Rows from a dataset of pages and code:
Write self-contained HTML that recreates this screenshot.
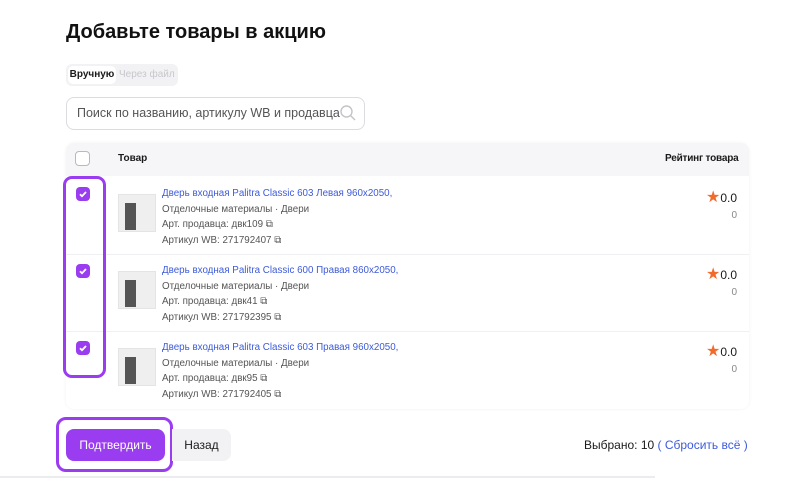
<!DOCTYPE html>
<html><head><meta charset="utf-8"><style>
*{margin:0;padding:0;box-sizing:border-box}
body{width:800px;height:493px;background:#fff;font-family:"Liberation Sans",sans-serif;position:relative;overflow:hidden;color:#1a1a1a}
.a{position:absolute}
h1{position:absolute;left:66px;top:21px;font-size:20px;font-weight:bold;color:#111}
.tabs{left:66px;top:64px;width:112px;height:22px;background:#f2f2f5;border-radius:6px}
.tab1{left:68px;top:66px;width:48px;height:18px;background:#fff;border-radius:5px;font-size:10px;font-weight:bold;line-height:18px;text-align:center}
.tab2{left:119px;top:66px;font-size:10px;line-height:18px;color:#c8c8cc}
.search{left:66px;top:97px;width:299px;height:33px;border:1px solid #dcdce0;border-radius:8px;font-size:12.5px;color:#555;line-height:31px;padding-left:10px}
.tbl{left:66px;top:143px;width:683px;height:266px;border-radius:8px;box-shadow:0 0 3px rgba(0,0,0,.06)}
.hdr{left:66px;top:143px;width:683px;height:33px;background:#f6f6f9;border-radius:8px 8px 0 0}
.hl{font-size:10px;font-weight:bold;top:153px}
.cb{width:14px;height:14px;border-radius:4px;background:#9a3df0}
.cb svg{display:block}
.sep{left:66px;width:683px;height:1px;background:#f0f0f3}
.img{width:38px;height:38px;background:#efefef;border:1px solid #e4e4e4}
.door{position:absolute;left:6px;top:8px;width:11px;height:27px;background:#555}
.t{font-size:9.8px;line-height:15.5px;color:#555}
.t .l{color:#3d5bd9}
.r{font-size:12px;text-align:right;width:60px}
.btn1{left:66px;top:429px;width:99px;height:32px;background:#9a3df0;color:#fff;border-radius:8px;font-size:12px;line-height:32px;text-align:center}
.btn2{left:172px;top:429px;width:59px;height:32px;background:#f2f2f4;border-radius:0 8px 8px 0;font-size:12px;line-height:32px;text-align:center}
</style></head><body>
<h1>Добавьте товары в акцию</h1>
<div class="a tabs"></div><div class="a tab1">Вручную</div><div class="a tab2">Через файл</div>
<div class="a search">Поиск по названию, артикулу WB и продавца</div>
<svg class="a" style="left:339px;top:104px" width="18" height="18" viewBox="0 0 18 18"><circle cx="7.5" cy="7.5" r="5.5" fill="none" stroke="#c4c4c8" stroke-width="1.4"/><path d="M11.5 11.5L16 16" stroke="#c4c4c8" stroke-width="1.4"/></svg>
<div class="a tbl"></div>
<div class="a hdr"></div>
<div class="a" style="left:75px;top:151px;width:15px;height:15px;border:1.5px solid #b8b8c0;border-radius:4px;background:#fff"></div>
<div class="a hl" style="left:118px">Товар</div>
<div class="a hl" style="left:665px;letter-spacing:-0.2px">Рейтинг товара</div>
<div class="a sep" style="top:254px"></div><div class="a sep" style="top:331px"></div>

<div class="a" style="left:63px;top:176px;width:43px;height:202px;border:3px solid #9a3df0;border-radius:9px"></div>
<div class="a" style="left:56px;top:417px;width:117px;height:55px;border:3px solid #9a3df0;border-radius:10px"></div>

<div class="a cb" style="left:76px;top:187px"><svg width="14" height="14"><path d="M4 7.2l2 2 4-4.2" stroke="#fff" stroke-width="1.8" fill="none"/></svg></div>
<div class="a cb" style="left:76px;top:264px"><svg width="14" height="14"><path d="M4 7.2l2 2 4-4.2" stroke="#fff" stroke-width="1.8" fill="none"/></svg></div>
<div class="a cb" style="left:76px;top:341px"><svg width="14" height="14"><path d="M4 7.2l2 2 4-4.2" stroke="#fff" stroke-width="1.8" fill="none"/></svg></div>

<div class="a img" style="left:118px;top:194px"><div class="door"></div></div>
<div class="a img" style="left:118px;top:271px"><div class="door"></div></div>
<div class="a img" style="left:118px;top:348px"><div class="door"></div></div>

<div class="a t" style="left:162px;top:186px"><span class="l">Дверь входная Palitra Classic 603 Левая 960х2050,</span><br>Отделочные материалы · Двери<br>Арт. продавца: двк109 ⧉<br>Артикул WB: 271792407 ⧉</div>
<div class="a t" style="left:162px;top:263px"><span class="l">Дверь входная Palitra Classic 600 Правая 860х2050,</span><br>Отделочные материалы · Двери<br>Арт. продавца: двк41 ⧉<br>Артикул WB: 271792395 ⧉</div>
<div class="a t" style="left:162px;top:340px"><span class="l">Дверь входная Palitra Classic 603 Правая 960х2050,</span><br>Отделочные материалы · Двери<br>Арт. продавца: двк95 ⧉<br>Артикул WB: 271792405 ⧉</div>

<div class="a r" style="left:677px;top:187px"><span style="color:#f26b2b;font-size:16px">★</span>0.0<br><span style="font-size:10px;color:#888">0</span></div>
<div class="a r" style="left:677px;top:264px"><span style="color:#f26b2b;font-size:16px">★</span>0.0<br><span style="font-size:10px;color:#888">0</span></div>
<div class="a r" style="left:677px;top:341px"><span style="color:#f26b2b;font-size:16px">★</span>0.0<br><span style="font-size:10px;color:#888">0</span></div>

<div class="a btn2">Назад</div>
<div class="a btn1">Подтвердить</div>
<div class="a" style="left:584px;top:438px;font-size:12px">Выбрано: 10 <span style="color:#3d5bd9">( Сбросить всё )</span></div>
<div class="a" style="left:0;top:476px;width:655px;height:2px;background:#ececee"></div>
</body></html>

---

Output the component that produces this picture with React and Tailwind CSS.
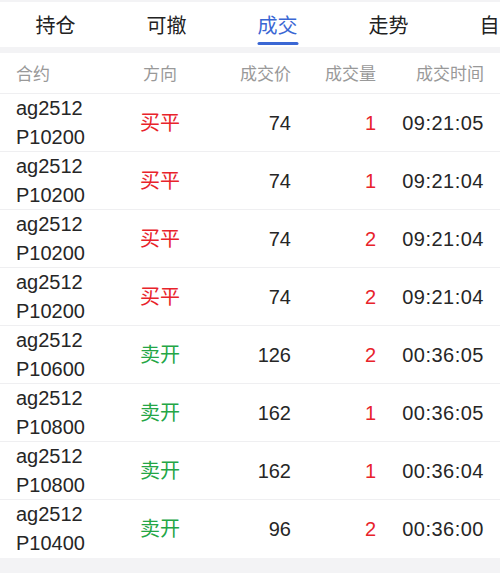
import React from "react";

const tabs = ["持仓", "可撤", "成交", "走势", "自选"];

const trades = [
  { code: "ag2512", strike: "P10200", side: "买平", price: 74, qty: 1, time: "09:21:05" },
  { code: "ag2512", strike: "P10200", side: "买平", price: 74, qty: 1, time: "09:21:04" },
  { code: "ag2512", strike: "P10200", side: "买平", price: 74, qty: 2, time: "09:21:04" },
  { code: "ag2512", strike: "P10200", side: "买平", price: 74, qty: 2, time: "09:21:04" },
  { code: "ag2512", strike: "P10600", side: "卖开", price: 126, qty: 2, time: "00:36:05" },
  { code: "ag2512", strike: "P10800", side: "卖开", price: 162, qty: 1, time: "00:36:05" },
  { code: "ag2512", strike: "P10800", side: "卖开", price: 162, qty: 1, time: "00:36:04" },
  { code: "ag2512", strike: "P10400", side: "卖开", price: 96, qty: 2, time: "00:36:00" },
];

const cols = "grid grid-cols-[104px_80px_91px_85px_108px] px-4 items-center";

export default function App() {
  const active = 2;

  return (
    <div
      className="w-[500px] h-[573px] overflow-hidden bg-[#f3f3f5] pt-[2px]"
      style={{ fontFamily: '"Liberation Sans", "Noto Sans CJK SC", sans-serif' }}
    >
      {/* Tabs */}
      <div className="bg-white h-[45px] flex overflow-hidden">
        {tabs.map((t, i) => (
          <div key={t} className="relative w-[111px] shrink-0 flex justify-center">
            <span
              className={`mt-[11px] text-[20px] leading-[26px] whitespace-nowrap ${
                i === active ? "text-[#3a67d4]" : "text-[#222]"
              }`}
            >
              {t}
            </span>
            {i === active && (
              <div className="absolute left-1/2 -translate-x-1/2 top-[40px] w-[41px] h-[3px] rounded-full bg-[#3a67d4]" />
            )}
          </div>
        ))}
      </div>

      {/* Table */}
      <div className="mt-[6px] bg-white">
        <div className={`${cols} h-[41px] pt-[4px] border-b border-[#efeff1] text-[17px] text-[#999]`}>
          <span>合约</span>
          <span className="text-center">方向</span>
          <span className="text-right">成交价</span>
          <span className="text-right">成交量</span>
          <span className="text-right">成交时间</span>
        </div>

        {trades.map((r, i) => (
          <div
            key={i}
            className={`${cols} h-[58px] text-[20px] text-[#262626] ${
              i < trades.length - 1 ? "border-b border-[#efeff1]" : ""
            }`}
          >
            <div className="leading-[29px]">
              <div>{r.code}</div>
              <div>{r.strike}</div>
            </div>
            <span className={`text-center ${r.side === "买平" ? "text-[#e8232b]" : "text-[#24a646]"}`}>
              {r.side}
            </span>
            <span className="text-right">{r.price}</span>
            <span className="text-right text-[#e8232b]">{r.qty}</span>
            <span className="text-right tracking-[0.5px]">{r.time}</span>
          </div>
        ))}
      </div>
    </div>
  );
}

■ PROMPT ■
Pull every line containing the word "that" out of the entries above.

■ THE ANSWER ■
Write self-contained HTML that recreates this screenshot.
Output the component that produces this picture with React and Tailwind CSS.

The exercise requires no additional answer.